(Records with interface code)

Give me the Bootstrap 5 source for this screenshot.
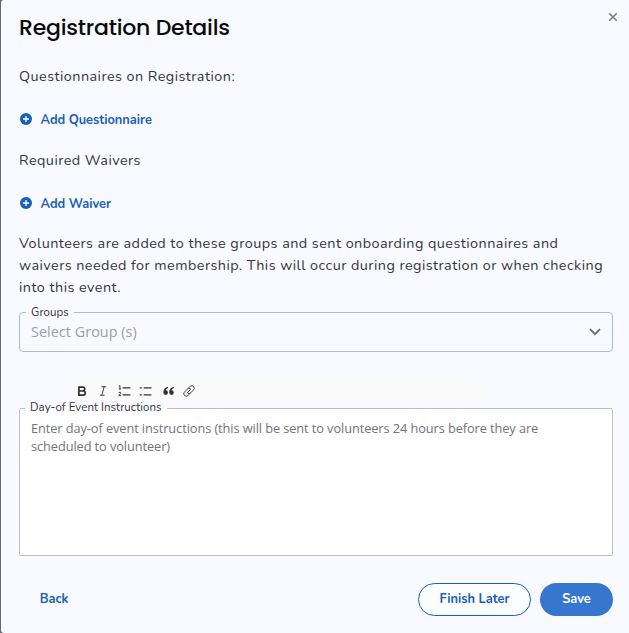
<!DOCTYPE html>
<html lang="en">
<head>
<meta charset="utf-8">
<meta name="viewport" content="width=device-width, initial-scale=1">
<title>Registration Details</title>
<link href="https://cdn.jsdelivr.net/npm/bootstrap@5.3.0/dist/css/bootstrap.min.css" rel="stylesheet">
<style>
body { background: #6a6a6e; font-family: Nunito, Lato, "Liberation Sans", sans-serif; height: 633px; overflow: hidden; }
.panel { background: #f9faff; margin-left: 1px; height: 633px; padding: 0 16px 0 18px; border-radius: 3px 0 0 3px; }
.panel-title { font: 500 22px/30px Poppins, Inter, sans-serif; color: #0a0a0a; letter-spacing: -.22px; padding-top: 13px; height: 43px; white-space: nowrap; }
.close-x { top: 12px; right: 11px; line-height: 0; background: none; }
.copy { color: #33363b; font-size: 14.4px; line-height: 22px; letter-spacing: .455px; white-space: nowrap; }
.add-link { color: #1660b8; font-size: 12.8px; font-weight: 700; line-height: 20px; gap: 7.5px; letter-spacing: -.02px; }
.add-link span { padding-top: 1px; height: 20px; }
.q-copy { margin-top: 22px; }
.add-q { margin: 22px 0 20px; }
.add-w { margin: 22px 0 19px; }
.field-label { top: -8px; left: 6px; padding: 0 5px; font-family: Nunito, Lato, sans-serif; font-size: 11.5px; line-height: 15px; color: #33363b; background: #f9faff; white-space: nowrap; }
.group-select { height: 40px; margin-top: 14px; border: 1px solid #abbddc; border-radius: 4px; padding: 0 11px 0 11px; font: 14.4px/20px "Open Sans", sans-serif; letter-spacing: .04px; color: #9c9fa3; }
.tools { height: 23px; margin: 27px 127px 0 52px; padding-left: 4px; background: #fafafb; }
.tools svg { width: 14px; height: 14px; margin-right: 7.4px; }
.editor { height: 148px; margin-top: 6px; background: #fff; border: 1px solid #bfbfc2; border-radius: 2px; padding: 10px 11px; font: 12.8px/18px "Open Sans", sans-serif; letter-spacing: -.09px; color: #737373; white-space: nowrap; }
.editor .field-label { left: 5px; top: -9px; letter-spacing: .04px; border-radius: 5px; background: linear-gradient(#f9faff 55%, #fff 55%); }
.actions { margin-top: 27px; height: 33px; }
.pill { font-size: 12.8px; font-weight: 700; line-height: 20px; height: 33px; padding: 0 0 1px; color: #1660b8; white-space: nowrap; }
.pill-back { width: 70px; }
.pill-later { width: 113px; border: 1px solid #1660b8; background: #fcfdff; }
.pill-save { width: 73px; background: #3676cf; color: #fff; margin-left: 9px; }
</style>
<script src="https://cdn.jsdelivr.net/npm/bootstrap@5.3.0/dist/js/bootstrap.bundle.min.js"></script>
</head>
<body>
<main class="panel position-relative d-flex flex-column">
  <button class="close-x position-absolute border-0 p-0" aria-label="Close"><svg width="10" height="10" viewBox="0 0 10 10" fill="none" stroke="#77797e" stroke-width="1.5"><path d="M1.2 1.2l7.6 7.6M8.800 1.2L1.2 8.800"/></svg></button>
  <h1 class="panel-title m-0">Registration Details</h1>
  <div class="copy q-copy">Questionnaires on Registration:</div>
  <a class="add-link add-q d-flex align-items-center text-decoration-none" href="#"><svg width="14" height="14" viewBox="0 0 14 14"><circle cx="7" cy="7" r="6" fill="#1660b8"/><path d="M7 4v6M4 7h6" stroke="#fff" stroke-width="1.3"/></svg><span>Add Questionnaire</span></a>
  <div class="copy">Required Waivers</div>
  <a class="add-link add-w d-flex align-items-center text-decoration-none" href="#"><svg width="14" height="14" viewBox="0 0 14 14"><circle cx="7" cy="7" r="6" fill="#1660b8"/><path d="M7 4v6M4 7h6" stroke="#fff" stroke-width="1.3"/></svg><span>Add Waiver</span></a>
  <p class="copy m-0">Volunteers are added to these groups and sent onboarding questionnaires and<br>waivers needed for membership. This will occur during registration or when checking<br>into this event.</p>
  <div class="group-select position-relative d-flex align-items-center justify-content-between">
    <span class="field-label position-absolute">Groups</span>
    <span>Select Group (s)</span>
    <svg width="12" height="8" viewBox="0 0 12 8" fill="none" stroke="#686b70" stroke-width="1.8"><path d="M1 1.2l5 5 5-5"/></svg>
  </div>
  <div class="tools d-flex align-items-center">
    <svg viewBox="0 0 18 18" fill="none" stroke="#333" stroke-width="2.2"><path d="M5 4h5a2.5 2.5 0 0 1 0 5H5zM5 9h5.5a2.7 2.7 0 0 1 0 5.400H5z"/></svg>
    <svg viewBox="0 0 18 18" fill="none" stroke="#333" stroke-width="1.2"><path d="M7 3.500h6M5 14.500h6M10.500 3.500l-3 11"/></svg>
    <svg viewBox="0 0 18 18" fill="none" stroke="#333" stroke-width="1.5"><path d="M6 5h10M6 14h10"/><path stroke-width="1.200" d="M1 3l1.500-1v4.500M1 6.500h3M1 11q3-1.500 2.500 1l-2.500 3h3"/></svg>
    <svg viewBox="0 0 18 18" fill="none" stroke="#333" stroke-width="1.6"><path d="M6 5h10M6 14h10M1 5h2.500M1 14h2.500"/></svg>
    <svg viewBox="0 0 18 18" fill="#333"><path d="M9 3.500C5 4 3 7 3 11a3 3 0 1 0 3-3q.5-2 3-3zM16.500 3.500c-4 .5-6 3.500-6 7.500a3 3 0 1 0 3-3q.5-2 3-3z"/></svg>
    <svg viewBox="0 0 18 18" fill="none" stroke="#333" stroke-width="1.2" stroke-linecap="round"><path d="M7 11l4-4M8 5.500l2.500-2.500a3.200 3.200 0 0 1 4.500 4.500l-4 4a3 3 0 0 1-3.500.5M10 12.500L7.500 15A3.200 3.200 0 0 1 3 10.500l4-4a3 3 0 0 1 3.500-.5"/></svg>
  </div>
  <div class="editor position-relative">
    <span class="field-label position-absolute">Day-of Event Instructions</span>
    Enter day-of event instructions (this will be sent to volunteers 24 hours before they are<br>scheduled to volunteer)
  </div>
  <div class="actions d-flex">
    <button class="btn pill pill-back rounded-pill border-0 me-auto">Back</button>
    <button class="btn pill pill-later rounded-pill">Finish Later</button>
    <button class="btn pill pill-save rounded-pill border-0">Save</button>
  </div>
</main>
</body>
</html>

...

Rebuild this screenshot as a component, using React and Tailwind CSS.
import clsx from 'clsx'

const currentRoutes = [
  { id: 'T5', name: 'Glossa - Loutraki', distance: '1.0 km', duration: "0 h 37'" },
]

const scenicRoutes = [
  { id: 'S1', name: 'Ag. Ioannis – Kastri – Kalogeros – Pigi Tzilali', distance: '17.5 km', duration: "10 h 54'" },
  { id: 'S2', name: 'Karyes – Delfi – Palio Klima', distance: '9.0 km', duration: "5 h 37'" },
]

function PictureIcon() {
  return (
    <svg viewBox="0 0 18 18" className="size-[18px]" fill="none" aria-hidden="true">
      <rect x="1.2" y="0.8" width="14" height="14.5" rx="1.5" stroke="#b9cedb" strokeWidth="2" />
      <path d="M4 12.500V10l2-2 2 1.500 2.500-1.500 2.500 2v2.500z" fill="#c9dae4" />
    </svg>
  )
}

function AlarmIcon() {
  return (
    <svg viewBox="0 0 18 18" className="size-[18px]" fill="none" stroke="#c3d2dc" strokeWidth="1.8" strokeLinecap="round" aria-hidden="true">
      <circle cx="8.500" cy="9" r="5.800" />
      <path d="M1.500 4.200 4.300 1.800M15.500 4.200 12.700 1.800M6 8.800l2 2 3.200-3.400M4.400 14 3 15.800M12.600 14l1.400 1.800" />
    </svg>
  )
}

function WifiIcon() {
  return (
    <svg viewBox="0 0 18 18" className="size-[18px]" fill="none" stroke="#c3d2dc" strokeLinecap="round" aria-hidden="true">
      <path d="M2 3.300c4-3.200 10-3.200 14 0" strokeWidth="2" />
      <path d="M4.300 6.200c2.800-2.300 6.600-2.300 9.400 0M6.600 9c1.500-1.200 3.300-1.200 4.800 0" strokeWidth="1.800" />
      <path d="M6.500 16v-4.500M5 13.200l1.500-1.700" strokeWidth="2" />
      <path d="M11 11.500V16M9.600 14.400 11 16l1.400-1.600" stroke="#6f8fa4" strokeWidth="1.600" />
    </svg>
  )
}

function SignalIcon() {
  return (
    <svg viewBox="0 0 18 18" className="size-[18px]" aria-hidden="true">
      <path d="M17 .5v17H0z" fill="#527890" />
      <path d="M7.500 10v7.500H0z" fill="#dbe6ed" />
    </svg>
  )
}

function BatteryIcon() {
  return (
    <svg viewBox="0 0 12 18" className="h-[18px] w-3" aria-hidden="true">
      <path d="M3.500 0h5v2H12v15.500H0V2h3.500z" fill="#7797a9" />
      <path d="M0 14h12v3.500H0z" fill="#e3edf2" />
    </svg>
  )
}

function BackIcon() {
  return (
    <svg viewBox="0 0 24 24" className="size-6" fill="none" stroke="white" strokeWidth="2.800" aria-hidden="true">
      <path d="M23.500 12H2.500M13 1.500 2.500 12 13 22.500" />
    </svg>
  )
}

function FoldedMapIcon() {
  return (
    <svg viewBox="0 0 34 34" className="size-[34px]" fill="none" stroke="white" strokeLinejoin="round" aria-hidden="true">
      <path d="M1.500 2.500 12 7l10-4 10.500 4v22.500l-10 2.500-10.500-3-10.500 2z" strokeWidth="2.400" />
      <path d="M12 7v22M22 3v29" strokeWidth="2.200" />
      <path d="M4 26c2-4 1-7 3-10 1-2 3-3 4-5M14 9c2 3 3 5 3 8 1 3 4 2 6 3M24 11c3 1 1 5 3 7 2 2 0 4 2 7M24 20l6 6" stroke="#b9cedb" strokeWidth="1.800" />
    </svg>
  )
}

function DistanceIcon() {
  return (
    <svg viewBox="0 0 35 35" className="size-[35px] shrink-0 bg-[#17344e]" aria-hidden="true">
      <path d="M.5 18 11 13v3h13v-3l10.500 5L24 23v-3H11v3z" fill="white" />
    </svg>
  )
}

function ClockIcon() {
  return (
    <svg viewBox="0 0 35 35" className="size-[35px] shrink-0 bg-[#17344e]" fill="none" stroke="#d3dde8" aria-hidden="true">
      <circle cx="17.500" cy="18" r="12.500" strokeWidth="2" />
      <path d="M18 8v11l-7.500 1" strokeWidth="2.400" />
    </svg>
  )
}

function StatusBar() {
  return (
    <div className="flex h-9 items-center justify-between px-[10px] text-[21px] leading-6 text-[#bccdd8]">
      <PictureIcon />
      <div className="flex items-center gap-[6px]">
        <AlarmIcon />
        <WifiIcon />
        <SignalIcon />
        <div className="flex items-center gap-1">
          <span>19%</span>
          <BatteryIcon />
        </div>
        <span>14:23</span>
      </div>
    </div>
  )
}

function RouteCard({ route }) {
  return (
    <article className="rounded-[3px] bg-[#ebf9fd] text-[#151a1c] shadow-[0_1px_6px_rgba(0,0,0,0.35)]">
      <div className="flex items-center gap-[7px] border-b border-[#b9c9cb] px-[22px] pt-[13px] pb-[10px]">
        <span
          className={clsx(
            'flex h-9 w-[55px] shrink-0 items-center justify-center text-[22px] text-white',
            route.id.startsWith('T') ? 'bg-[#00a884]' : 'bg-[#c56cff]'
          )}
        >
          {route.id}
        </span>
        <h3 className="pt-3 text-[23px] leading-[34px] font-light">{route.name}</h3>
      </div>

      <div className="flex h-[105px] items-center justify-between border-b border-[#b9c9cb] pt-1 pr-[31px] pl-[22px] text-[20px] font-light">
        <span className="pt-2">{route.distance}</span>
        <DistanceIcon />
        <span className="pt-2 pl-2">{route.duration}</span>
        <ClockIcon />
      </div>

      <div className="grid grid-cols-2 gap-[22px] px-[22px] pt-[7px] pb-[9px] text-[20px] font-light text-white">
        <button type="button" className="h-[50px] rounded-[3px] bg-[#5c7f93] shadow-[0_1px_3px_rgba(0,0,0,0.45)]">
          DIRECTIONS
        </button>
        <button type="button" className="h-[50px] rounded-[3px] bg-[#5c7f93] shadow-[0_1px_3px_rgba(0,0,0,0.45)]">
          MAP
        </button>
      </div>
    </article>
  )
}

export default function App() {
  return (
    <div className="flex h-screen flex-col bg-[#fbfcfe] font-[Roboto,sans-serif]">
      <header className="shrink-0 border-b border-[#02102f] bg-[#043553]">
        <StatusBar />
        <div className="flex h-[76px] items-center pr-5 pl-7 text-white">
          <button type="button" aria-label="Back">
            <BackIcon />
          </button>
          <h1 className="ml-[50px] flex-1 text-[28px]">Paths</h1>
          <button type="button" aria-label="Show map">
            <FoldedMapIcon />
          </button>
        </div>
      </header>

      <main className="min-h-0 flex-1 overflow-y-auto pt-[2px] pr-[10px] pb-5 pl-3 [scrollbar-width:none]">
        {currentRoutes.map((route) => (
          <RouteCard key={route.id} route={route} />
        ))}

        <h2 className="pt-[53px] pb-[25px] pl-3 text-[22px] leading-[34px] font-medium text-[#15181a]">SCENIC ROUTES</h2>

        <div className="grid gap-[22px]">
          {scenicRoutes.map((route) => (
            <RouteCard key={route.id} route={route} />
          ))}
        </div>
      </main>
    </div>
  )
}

...

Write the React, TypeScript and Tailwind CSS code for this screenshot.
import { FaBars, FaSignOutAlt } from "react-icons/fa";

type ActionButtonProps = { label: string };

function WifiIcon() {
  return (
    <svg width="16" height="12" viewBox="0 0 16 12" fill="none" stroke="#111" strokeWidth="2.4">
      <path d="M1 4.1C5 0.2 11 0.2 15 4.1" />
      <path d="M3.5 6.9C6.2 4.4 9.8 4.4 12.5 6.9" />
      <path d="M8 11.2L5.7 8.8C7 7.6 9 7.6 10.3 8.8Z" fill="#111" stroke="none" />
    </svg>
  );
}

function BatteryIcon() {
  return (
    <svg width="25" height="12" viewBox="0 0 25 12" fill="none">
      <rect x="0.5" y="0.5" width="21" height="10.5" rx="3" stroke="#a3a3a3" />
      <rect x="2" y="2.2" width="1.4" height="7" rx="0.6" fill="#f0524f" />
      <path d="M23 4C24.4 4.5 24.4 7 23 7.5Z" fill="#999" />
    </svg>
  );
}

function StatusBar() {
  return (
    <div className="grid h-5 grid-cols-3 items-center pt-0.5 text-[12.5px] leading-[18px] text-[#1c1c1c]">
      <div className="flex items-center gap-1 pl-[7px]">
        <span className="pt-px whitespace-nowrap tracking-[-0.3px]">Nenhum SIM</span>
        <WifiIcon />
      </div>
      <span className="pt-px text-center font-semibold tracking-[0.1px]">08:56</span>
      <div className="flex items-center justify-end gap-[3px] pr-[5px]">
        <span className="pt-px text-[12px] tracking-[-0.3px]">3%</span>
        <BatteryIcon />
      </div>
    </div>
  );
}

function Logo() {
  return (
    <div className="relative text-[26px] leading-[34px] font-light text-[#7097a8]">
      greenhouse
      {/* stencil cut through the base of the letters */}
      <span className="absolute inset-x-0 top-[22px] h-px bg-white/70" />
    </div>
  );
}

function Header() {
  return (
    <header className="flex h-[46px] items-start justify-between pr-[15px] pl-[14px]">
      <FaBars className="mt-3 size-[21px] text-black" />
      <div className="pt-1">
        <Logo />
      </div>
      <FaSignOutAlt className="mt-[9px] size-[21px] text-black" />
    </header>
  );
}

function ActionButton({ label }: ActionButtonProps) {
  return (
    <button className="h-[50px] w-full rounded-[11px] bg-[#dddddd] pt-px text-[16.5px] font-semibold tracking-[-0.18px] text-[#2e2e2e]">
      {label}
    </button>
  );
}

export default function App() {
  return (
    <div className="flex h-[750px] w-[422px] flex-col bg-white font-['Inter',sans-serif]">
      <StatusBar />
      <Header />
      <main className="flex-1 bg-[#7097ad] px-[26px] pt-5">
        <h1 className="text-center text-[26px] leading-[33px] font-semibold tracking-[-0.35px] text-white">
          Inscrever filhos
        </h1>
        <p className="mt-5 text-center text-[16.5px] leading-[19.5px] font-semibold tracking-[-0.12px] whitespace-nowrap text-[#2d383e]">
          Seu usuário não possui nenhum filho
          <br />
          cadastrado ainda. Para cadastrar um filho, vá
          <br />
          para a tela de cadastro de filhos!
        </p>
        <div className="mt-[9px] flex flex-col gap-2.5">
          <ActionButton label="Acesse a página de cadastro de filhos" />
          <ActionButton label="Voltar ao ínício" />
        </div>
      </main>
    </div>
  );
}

Written task:
Using the records above, copy each line that contains "screenshot".

Task result:
Give me the Bootstrap 5 source for this screenshot.
Rebuild this screenshot as a component, using React and Tailwind CSS.
Write the React, TypeScript and Tailwind CSS code for this screenshot.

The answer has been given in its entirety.